← Back to context

Comment by Veserv

1 year ago

Thank you for providing a more thorough and complete technical explanation.

As you can see from my final statement, I made no argument that it was not a travesty. It was ABSOLUTELY UNACCEPTABLE. This is not a defense of their inadequacy.

I was pointing out how it is absolutely incorrect to claim that it was a "stupid mistake". That argument is used by people implicitly arguing that "If only Boeing used modern software development practices like Microsoft/Google/Crowdstrike/[insert big software company here] then they would have never introduced such problems". That is asinine. As can be seen from your explanation, the problem is multi-faceted requiring numerous design failures in both implementation, integration, and incentives. In fact, the problems are even more subtle and pernicious than in my original explanation that was derived from high level summaries rather than the investigation reports themselves.

I do not know if this has changed in the last few years, but at Microsoft you were required to have 1 whole randomly-selected person, with no required domain expertise, say they gave your code, in isolation, a spot check before it could be added. This is the same process applied regardless of code criticality, as they do not even has a process to classify code by criticality. This is viewed as a extraordinary level of process and quality control that most could only dream of achieving. Truly if only Boeing threw out whatever they were doing and adopted such heavyweight process by "best-in-class" software development houses they would have discovered and fixed the 737 MAX problems.
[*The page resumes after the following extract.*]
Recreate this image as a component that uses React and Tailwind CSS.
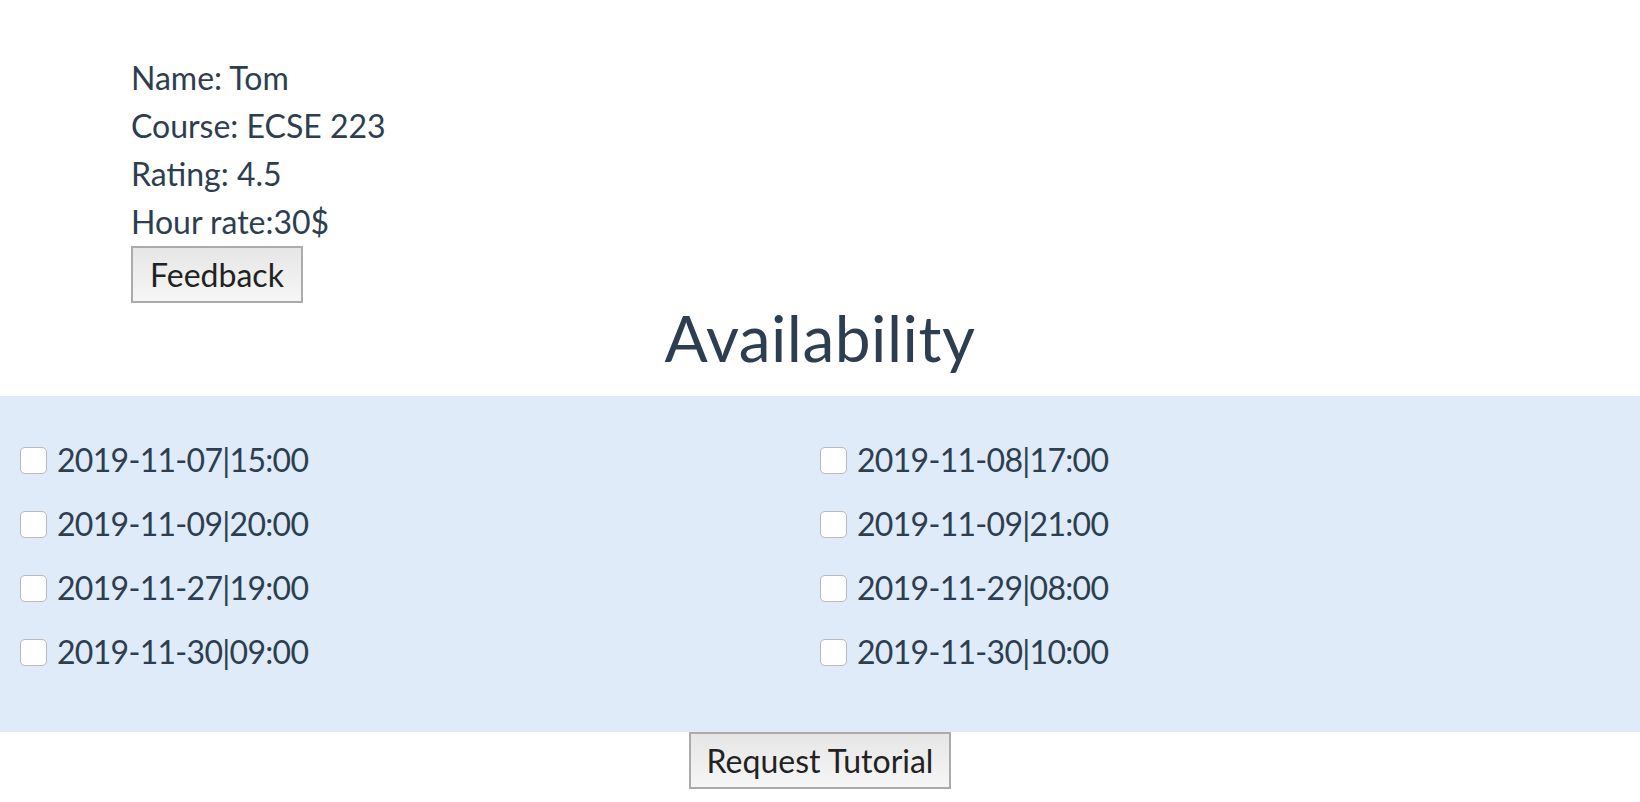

Boeing does not need to adopt modern software development "best practices" and whatever crap they use at Microsoft/[insert big software company here] that introduces bugs faster than ant queens. The processes in play that created the 737 MAX already make Microsoft and its peers look like children eating glue, but they are inadequate for the job of making safe aerospace software and systems. What Boeing needs to do is re-adopt their old practices that make the 737 MAX development processes look like a child eating glue. The 737 MAX was not stupid, it was inadequate. BOTH ARE UNACCEPTABLE, but the fix is different.

This is a totally bizarre strawman argument. Safety-critical software has almost nothing in common with Microsoft crapware, or indeed, most typical desktop software. Even within the desktopo software industry, MS has never been held up as "best-in-class", but rather the butt of jokes.

As the other poster said, it doesn't take a genius to figure out that a new safety-critical system needs its sensors to be redundant. It wasn't stupid, though, it was malicious: Boeing wanted to hide the existence of MCAS so that pilot retraining wouldn't be required.